Kirsten Mocke, Finance Director EMC: what do the numbers mean?
With nearly 18 years of experience as a finance expert in the IT world, Kirsten Mocke has acquired a good grasp of the strengths and weaknesses in the management of South African IT firms. Days Sales Outstanding (DSO) “is often very high”, sales processes “could be more refined and defined” and forecasting is not taken seriously enough. “Many people can generate numbers.- I always say to my staff: don’t give me numbers, but tell me what the numbers mean.”
Mocke is finance and business operations director at the South African headquarters of American IT firm EMC. When she joined just over two years ago, she quickly diagnosed the familiar ailments. "Forecast accuracy was diabolical. One of the biggest issues in IT is forecasting accuracy and budgeting, although I actually don't believe in a budget, because it is outdated the moment it is signed off. It exists as a guide. But forecasting up the line is pivotal in an international company."
Being able to predict and steer the near and mid-term future is one of the crucial mandates for a CFO or finance director - in Mocke's experience there is often a lot of room for improvement . "Here in South Africa companies have been able to work within their own bubble without giving specific attention to international standards they have been able to get away with murder, but now with smaller European countries battling for economic survival, we have become a significant player for international shareholders and we need to live up to that status. The necessary level of professionalism is not always there, although sometimes it is just a matter of awareness."
When Mocke joined EMC in July 2011 she was not aware of scale of the challenge she will have to take on with EMC operations in South Africa. "It was a huge project to change, but luckily I have a huge amount of experience in fixing IT companies' finances." And in the end sorting out the finances and operations is exactly what Mocke excels at - and what she enjoys. "I enjoy the industry as much as I enjoy the job. By comparison working at a bank appears boring. I like the personalities in IT. It is a colourful industry that has had many ups, downs, mergers and developments over the last years - there is always something happening."

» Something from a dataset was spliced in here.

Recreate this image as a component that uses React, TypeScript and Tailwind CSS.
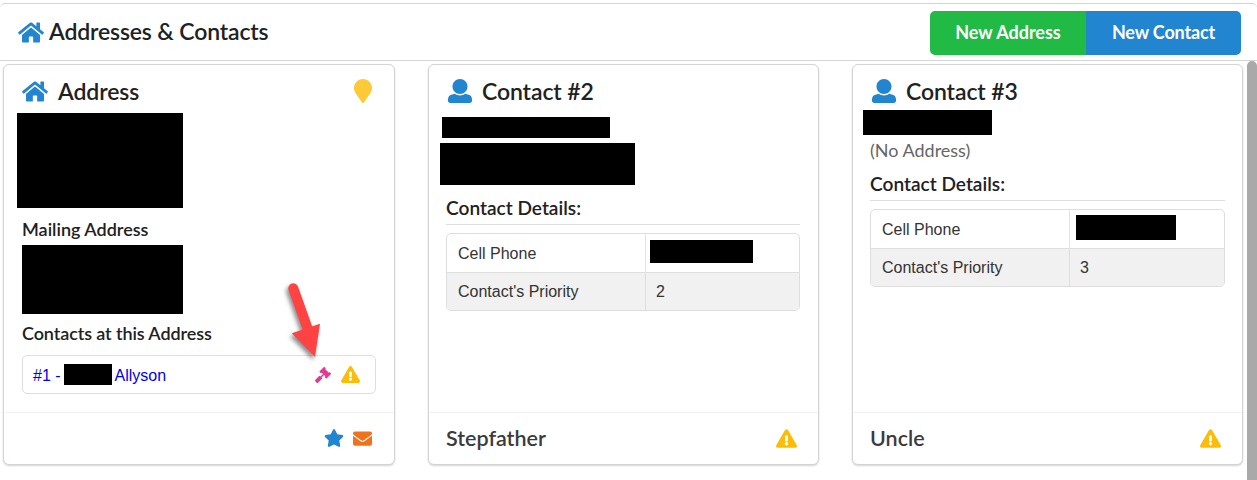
import { ReactNode } from "react";
import { FaEnvelope, FaExclamationTriangle, FaGavel, FaMapMarker, FaStar } from "react-icons/fa";
import { clsx } from "clsx";

const HomeIcon = ({ className }: { className?: string }) => (
  <svg viewBox="0 0 576 512" fill="currentColor" className={className}>
    <path d="M488 312.7V456c0 13.3-10.7 24-24 24H348c-6.6 0-12-5.4-12-12V356c0-6.6-5.4-12-12-12h-72c-6.6 0-12 5.4-12 12v112c0 6.6-5.4 12-12 12H112c-13.3 0-24-10.7-24-24V312.7c0-3.6 1.6-7 4.4-9.3l188-154.8c4.4-3.6 10.8-3.6 15.3 0l188 154.8c2.7 2.3 4.3 5.7 4.3 9.3zm83.6-60.9L488 182.9V44.4c0-6.6-5.4-12-12-12h-56c-6.6 0-12 5.4-12 12V117l-89.5-73.7c-17.7-14.6-43.3-14.6-61 0L4.4 251.8c-5.1 4.2-5.8 11.8-1.6 16.9l25.5 31c4.2 5.1 11.8 5.8 16.9 1.6l235.2-193.7c4.4-3.6 10.8-3.6 15.3 0l235.2 193.7c5.1 4.2 12.7 3.5 16.9-1.6l25.5-31c4.2-5.2 3.4-12.7-1.7-16.9z" />
  </svg>
);

const UserIcon = ({ className }: { className?: string }) => (
  <svg viewBox="0 0 512 512" fill="currentColor" className={className}>
    <path d="M256 0c88.366 0 160 71.634 160 160s-71.634 160-160 160S96 248.366 96 160 167.634 0 256 0zm183.283 333.821l-71.313-17.828c-74.923 53.89-165.738 41.864-223.94 0l-71.313 17.828C29.981 344.505 0 382.903 0 426.955V464c0 26.51 21.49 48 48 48h416c26.51 0 48-21.49 48-48v-37.045c0-44.052-29.981-82.45-72.717-93.134z" />
  </svg>
);

// Blacked out personal data
const Redacted = ({ className }: { className?: string }) => (
  <div className={clsx("bg-black shrink-0", className)} />
);

interface CardProps {
  icon: ReactNode;
  title: string;
  corner?: ReactNode;
  footer: ReactNode;
  children: ReactNode;
  className?: string;
}

const Card = ({ icon, title, corner, footer, children, className }: CardProps) => (
  <section
    className={clsx(
      "flex h-[401px] flex-col rounded-[6px] border border-[#d4d4d5] bg-white shadow-[0_1px_2px_0_#d4d4d5]",
      className
    )}
  >
    <div className="flex flex-1 flex-col px-[17px]">
      <div className="flex h-[45px] shrink-0 items-center pt-[7px]">
        {icon}
        <h3 className="text-[23px] leading-7 font-semibold tracking-[-0.1px]">{title}</h3>
        {corner}
      </div>
      {children}
    </div>
    <div className="flex h-[52px] items-center border-t border-[#f0f0f0] px-[17px] pb-px">{footer}</div>
  </section>
);

interface DetailsProps {
  priority: number;
  redacted: string;
  className?: string;
}

const ContactDetails = ({ priority, redacted, className }: DetailsProps) => (
  <div className={className}>
    <h4 className="h-[29px] border-b border-[#dededf] text-[19.1px] leading-6 font-semibold">Contact Details:</h4>
    <div className="mt-2 h-[78px] overflow-hidden rounded-[5px] border border-[#dededf] font-['Liberation_Sans',sans-serif] text-base text-[#333]">
      <div className="flex h-[38px]">
        <div className="flex w-[199px] items-center border-r border-[#e4e4e5] pt-px pl-[11px]">Cell Phone</div>
        <div className="flex-1">
          <Redacted className={redacted} />
        </div>
      </div>
      <div className="flex h-[38px] border-t border-[#dededf] bg-[#f1f1f1]">
        <div className="flex w-[199px] items-center border-r border-[#dededf] pl-[11px]">Contact's Priority</div>
        <div className="flex flex-1 items-center pl-[10px]">{priority}</div>
      </div>
    </div>
  </div>
);

const ContactFooter = ({ relation }: { relation: string }) => (
  <>
    <span className="text-[21.5px] leading-7 font-semibold text-[#3b3b3b]">{relation}</span>
    <FaExclamationTriangle className="mr-1 ml-auto h-[19px] w-[21px] text-[#fbbd08]" />
  </>
);

const App = () => {
  return (
    <div className="h-[480px] w-[1257px] overflow-hidden bg-white pt-[3px] font-[Lato,sans-serif] text-[#212121]">
      <header className="flex h-[58px] items-center rounded-t-[5px] border-y border-[#d4d4d5] pr-4 pl-[18px]">
        <HomeIcon className="h-[23px] w-[26px] text-[#2185d0]" />
        <h2 className="ml-[5px] pb-0.5 text-[23px] leading-7 font-semibold tracking-[-0.15px]">
          Addresses &amp; Contacts
        </h2>
        <div className="mt-0.5 ml-auto flex text-[18px] font-bold text-white">
          <button className="h-11 w-[156px] rounded-l-[5px] bg-[#21ba45] pb-0.5">New Address</button>
          <button className="h-11 w-[155px] rounded-r-[5px] bg-[#2185d0] pb-0.5 tracking-[-0.15px]">New Contact</button>
        </div>
      </header>

      <div className="flex h-[419px]">
        <main className="flex flex-1 gap-[33px] pt-[3px] pl-[3px]">
          <Card
            className="w-[392px] pl-px"
            icon={<HomeIcon className="mr-[10px] h-[23px] w-[26px] text-[#2185d0]" />}
            title="Address"
            corner={<FaMapMarker className="mr-[5px] ml-auto h-6 w-[18px] text-[#fcc938]" />}
            footer={
              <div className="mr-[5px] ml-auto flex items-center gap-[9px]">
                <FaStar className="size-5 text-[#2185d0]" />
                <FaEnvelope className="size-[19px] text-[#f2711c]" />
              </div>
            }
          >
            <Redacted className="mt-[3px] -ml-[5px] h-[95px] w-[166px]" />
            <h4 className="mt-[9px] text-[18px] leading-6 font-semibold">Mailing Address</h4>
            <Redacted className="mt-1 h-[69px] w-[161px]" />
            <h4 className="mt-[7px] text-[18px] leading-6 font-semibold tracking-[-0.1px]">Contacts at this Address</h4>
            <div className="relative mt-[10px] flex h-[39px] w-[354px] items-center rounded-[5px] border border-[#dededf] pl-[10px] font-['Liberation_Sans',sans-serif] text-base text-[#0000ee]">
              <span className="pt-0.5">#1 -</span>
              <Redacted className="ml-[3px] h-[21px] w-12" />
              <span className="ml-[3px] pt-0.5">Allyson</span>
              <FaGavel className="mr-[10px] ml-auto size-4 text-[#e03997]" />
              <FaExclamationTriangle className="mr-[15px] h-[17px] w-[19px] text-[#fbbd08]" />
              {/* Arrow pointing at the gavel */}
              <svg viewBox="0 0 50 90" className="absolute -top-[80px] left-[255px] h-[90px] w-[50px] drop-shadow-[-2px_3px_2px_rgba(0,0,0,0.45)]">
                <path d="M15.3 12.3 30.5 55" stroke="#ff4343" strokeWidth="10" strokeLinecap="round" />
                <path d="M13.8 57.2 42 47.8 37 81Z" fill="#ff4343" />
              </svg>
            </div>
          </Card>

          <Card
            className="w-[391px]"
            icon={<UserIcon className="mr-[10px] ml-[2px] size-6 text-[#2185d0]" />}
            title="Contact #2"
            footer={<ContactFooter relation="Stepfather" />}
          >
            <Redacted className="mt-[7px] -ml-1 h-[21px] w-[168px]" />
            <Redacted className="mt-[5px] -ml-[6px] h-[42px] w-[195px]" />
            <ContactDetails
              className="mt-[11px] w-[354px]"
              priority={2}
              redacted="mt-[6px] ml-[4px] h-[23px] w-[103px]"
            />
          </Card>

          <Card
            className="w-[391px]"
            icon={<UserIcon className="mr-[10px] ml-[2px] size-6 text-[#2185d0]" />}
            title="Contact #3"
            footer={<ContactFooter relation="Uncle" />}
          >
            <Redacted className="-ml-[7px] h-[25px] w-[129px]" />
            <p className="mt-[3px] text-[18px] leading-6 text-[#666]">(No Address)</p>
            <ContactDetails className="mt-[10px]" priority={3} redacted="mt-[5px] ml-[6px] h-[25px] w-[100px]" />
          </Card>
        </main>
        <div className="w-[10px] rounded-t-[5px] bg-[#a9a9a9]" />
      </div>
    </div>
  );
};

export default App;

A few years at South African Breweries (SAB) made Mocke understand the buying process much better and how big numbers are casually thrown around in the IT industry - add three zeroes and times by 10 to get the real Rand investment. Some finance people are "happy just doing finance", but that does not satisfy Mocke, who works in the sizeable EMC office in Johannesburg which looks after South Africa, Botswana, Nambia and other neighboring countries. "I am involved in the total process, including the excitement of closing deals. IT is not a transaction based business, which means every deal is unique."
Mocke says she hasn't applied for a job since she was 25. "I have always been approached. And I usually think 'why turn away from it?' Staying with one company is a thing of the past. Changing jobs is not a scary thing for me." Moving back into the international business environment after a stint at SAB, Mocke realized how much the world is changing. "The biggest change is the effective outsourcing of services. As a service we have seen huge developments and maturity in the model. I have next to no staff and most of the routine work is done in shared service centres in Ireland, Egypt and India."
EMC is a company that offers information infrastructure solutions ranging from storage to backup data management automation, information security, virtualization and cloud computing products and services which enable businesses to store, manage, protect, and analyse massive volumes of data. "We have, what we call, a federation model to sell our products. Big data, cloud and trust are the focus for EMC. Many CFOs are becoming more curious and are asking after the big data concept", Mocke has noticed.
Big data basically means the accessible archiving of meaningful everyday data. Mocke: "I have 12.000 emails in my sent items, for example - where is that information stored?" She says EMC is ready to assist clients in understanding this new revolution. "We had a forum recently and we concluded that big data is now where cloud computing was three years ago. At the moment most companies are at least considering cloud strategies. Big data is going the same way, because it is an untapped goldmine."
Mocke is a proud South African who loves and believes in the future of the country.